[Start DATA SHOWN]
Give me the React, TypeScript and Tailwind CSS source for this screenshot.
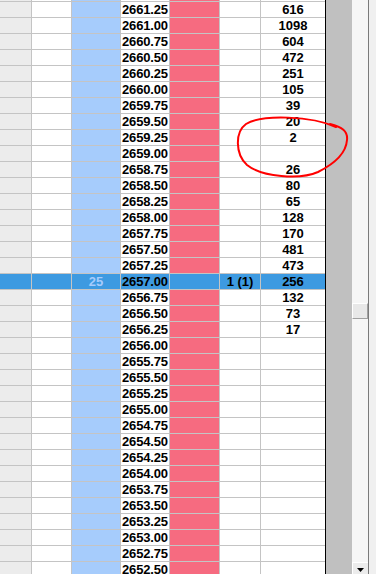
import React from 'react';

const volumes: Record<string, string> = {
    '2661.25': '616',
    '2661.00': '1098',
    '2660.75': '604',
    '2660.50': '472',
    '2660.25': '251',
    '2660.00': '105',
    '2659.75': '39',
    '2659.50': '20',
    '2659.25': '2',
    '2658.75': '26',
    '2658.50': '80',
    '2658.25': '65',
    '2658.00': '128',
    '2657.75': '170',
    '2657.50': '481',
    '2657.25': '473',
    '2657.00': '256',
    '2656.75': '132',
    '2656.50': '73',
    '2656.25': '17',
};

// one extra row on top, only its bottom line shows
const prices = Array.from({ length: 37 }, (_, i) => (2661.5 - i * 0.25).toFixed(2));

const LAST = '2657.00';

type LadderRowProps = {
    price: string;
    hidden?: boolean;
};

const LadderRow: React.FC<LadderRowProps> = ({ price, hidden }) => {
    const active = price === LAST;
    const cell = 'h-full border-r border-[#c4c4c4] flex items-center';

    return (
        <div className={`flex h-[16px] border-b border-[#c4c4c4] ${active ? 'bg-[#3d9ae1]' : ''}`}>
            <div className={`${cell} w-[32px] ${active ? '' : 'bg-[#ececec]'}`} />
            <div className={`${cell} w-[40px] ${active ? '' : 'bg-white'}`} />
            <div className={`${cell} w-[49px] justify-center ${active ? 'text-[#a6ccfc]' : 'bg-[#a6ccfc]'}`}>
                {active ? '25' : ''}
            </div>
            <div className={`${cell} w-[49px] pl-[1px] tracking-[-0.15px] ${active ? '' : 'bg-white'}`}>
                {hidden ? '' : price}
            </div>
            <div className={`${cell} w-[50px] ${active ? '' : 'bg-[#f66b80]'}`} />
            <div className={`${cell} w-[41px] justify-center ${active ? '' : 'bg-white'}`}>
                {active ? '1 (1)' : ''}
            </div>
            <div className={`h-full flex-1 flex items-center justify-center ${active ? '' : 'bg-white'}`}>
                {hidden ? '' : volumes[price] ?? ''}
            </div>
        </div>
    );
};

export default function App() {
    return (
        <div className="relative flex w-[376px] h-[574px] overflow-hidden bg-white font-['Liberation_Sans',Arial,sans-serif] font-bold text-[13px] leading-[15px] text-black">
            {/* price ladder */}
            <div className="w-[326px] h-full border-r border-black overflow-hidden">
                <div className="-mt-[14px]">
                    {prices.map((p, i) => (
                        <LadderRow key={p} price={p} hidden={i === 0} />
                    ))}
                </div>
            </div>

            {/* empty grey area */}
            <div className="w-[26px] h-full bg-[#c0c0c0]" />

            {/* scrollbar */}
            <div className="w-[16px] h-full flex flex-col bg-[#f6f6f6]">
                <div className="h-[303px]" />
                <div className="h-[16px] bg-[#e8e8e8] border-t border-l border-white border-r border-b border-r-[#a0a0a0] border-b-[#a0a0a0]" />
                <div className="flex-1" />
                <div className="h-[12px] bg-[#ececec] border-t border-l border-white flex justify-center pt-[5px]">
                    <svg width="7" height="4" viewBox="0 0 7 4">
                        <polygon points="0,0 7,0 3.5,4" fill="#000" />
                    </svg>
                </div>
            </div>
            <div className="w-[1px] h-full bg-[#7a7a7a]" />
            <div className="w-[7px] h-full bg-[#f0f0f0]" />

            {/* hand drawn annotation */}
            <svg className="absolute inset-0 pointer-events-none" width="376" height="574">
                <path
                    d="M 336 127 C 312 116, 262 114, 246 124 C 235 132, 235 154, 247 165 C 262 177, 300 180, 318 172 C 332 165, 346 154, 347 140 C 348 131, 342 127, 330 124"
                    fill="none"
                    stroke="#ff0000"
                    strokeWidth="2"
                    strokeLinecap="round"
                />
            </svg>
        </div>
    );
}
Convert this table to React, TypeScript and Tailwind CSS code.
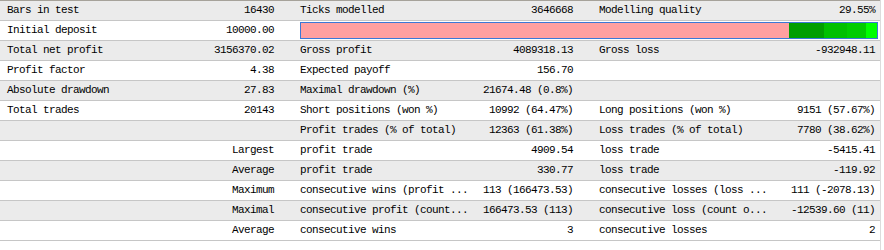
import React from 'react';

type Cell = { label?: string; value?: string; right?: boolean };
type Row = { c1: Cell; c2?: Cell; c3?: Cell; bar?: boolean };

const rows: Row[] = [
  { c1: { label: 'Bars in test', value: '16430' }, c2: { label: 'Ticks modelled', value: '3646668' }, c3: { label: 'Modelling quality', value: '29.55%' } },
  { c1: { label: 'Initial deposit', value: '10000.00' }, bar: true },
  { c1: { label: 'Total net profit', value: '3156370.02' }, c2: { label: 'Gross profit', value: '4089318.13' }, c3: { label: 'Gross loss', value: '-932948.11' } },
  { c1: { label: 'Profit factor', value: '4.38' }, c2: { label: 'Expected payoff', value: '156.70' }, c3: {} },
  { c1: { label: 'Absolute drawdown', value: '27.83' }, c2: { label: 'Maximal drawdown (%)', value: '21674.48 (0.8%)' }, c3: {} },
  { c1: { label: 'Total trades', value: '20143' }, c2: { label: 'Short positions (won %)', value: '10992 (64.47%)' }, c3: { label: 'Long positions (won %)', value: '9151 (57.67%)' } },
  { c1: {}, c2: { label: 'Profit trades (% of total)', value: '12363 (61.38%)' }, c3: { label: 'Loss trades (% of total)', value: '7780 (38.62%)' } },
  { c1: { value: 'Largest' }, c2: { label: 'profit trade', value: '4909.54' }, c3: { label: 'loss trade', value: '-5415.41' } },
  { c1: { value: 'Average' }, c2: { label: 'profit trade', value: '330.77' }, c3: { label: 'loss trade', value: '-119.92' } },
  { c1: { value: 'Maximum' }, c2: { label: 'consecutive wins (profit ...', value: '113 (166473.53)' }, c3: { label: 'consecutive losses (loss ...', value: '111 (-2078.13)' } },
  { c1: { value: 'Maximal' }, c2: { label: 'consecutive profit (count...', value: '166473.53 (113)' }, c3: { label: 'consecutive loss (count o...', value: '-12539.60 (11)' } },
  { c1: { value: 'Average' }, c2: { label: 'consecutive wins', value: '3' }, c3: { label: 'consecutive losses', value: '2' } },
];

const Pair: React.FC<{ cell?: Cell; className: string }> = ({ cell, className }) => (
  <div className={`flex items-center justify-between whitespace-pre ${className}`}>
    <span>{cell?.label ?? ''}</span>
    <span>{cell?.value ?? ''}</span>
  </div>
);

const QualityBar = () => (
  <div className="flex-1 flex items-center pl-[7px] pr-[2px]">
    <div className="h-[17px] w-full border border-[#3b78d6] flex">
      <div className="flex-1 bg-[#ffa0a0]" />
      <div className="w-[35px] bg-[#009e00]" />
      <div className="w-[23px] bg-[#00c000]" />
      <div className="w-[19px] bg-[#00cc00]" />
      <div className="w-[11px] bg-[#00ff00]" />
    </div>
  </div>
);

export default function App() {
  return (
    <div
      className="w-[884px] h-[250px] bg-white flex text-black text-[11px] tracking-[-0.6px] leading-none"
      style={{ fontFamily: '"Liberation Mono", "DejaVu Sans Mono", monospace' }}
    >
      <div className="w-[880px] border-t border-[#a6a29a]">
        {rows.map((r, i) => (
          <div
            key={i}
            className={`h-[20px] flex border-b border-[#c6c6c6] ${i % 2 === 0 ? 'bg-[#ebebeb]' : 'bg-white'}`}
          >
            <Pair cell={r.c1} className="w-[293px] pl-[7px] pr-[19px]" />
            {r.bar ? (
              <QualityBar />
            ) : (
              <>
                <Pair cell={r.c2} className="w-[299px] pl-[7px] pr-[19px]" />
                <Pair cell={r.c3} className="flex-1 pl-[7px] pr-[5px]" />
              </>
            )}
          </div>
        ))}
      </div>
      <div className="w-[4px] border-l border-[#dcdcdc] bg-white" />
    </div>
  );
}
[End DATA SHOWN]
Quote only what lies between the first line of the records and the line containing "const cell = 'h-full", please, including both lines and excluding images.

Give me the React, TypeScript and Tailwind CSS source for this screenshot.
import React from 'react';

const volumes: Record<string, string> = {
    '2661.25': '616',
    '2661.00': '1098',
    '2660.75': '604',
    '2660.50': '472',
    '2660.25': '251',
    '2660.00': '105',
    '2659.75': '39',
    '2659.50': '20',
    '2659.25': '2',
    '2658.75': '26',
    '2658.50': '80',
    '2658.25': '65',
    '2658.00': '128',
    '2657.75': '170',
    '2657.50': '481',
    '2657.25': '473',
    '2657.00': '256',
    '2656.75': '132',
    '2656.50': '73',
    '2656.25': '17',
};

// one extra row on top, only its bottom line shows
const prices = Array.from({ length: 37 }, (_, i) => (2661.5 - i * 0.25).toFixed(2));

const LAST = '2657.00';

type LadderRowProps = {
    price: string;
    hidden?: boolean;
};

const LadderRow: React.FC<LadderRowProps> = ({ price, hidden }) => {
    const active = price === LAST;
    const cell = 'h-full border-r border-[#c4c4c4] flex items-center';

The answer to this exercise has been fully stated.